◆ **Given problem**
Pick out each line of the records in which the word "that" appears.

[Start Extracted material]

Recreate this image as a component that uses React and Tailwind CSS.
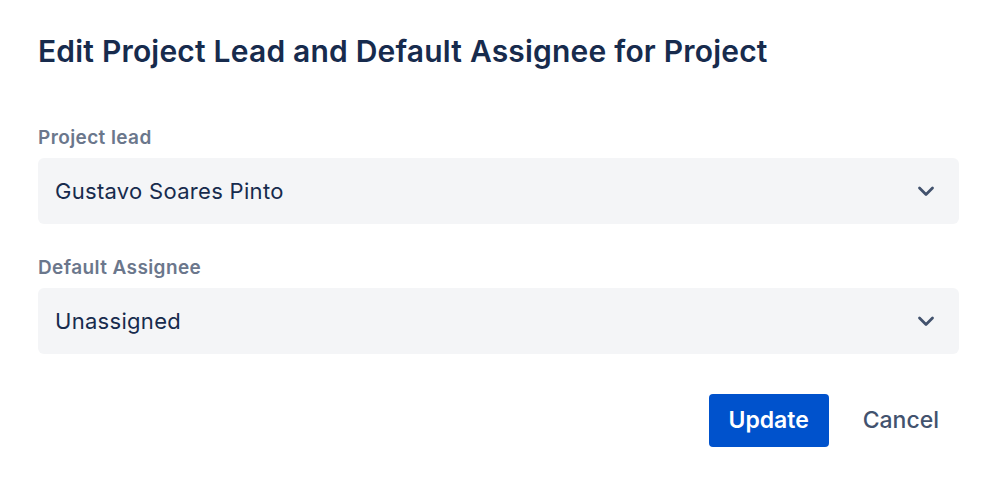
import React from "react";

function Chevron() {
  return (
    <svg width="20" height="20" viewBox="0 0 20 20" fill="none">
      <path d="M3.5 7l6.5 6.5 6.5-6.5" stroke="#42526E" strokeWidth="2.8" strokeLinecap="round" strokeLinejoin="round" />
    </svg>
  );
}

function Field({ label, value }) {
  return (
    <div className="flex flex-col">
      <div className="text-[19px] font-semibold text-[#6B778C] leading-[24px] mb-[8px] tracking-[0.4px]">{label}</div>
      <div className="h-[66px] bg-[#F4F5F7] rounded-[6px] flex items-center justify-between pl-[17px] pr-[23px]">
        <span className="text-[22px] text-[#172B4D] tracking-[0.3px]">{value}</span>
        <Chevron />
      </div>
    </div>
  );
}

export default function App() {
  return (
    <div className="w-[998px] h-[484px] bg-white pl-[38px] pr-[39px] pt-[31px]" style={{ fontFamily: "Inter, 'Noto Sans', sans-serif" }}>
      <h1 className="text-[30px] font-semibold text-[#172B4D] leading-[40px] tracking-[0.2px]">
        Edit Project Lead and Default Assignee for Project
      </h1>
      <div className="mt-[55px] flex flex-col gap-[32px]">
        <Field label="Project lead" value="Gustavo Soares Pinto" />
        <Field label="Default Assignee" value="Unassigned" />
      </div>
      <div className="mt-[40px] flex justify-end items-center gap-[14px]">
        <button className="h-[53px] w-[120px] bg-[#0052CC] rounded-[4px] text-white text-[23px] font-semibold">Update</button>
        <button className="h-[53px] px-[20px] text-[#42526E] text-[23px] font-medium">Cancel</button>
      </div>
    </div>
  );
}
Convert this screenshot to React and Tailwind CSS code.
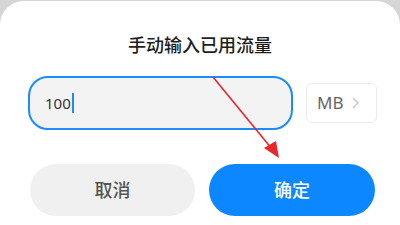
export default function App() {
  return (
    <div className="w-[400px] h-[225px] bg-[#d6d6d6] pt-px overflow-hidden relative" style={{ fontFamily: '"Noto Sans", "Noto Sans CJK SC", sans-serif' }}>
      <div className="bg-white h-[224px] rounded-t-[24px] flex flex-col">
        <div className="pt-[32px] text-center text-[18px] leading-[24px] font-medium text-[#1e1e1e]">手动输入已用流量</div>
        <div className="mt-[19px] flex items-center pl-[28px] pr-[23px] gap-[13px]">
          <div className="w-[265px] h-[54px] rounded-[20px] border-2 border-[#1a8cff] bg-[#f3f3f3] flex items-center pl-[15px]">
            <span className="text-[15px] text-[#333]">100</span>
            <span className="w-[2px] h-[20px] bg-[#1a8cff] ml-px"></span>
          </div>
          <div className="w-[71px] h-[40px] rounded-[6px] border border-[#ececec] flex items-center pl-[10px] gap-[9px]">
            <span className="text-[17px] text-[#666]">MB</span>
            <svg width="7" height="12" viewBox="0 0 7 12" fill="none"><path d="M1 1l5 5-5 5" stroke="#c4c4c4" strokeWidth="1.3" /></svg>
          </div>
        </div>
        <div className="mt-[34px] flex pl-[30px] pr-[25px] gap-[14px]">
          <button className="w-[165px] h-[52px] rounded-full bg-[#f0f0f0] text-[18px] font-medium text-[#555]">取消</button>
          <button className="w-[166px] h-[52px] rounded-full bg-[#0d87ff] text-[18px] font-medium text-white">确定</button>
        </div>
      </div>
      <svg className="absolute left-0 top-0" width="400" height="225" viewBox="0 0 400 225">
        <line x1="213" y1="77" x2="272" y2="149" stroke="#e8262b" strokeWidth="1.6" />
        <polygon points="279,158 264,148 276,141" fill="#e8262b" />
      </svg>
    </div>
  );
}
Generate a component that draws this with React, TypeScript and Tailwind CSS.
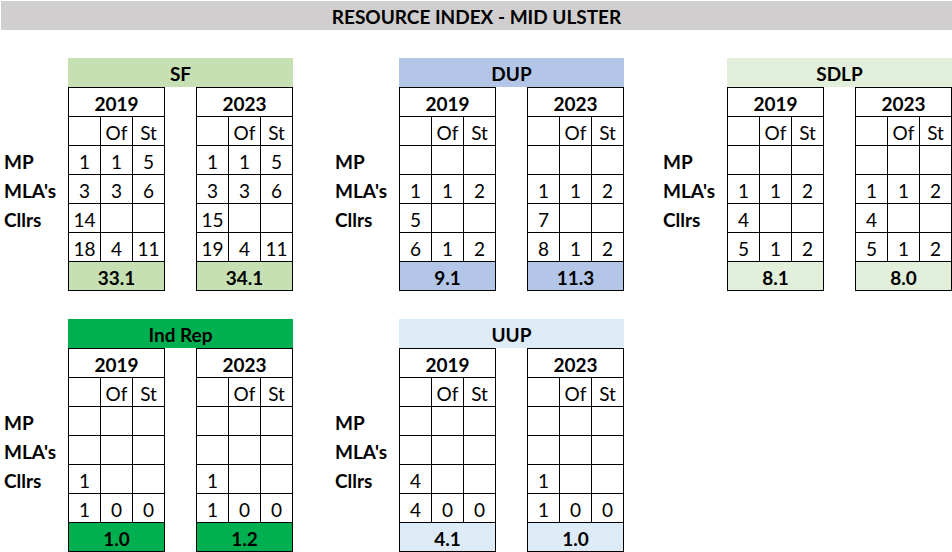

[End Extracted material]

◆ **Response**
Recreate this image as a component that uses React and Tailwind CSS.
Generate a component that draws this with React, TypeScript and Tailwind CSS.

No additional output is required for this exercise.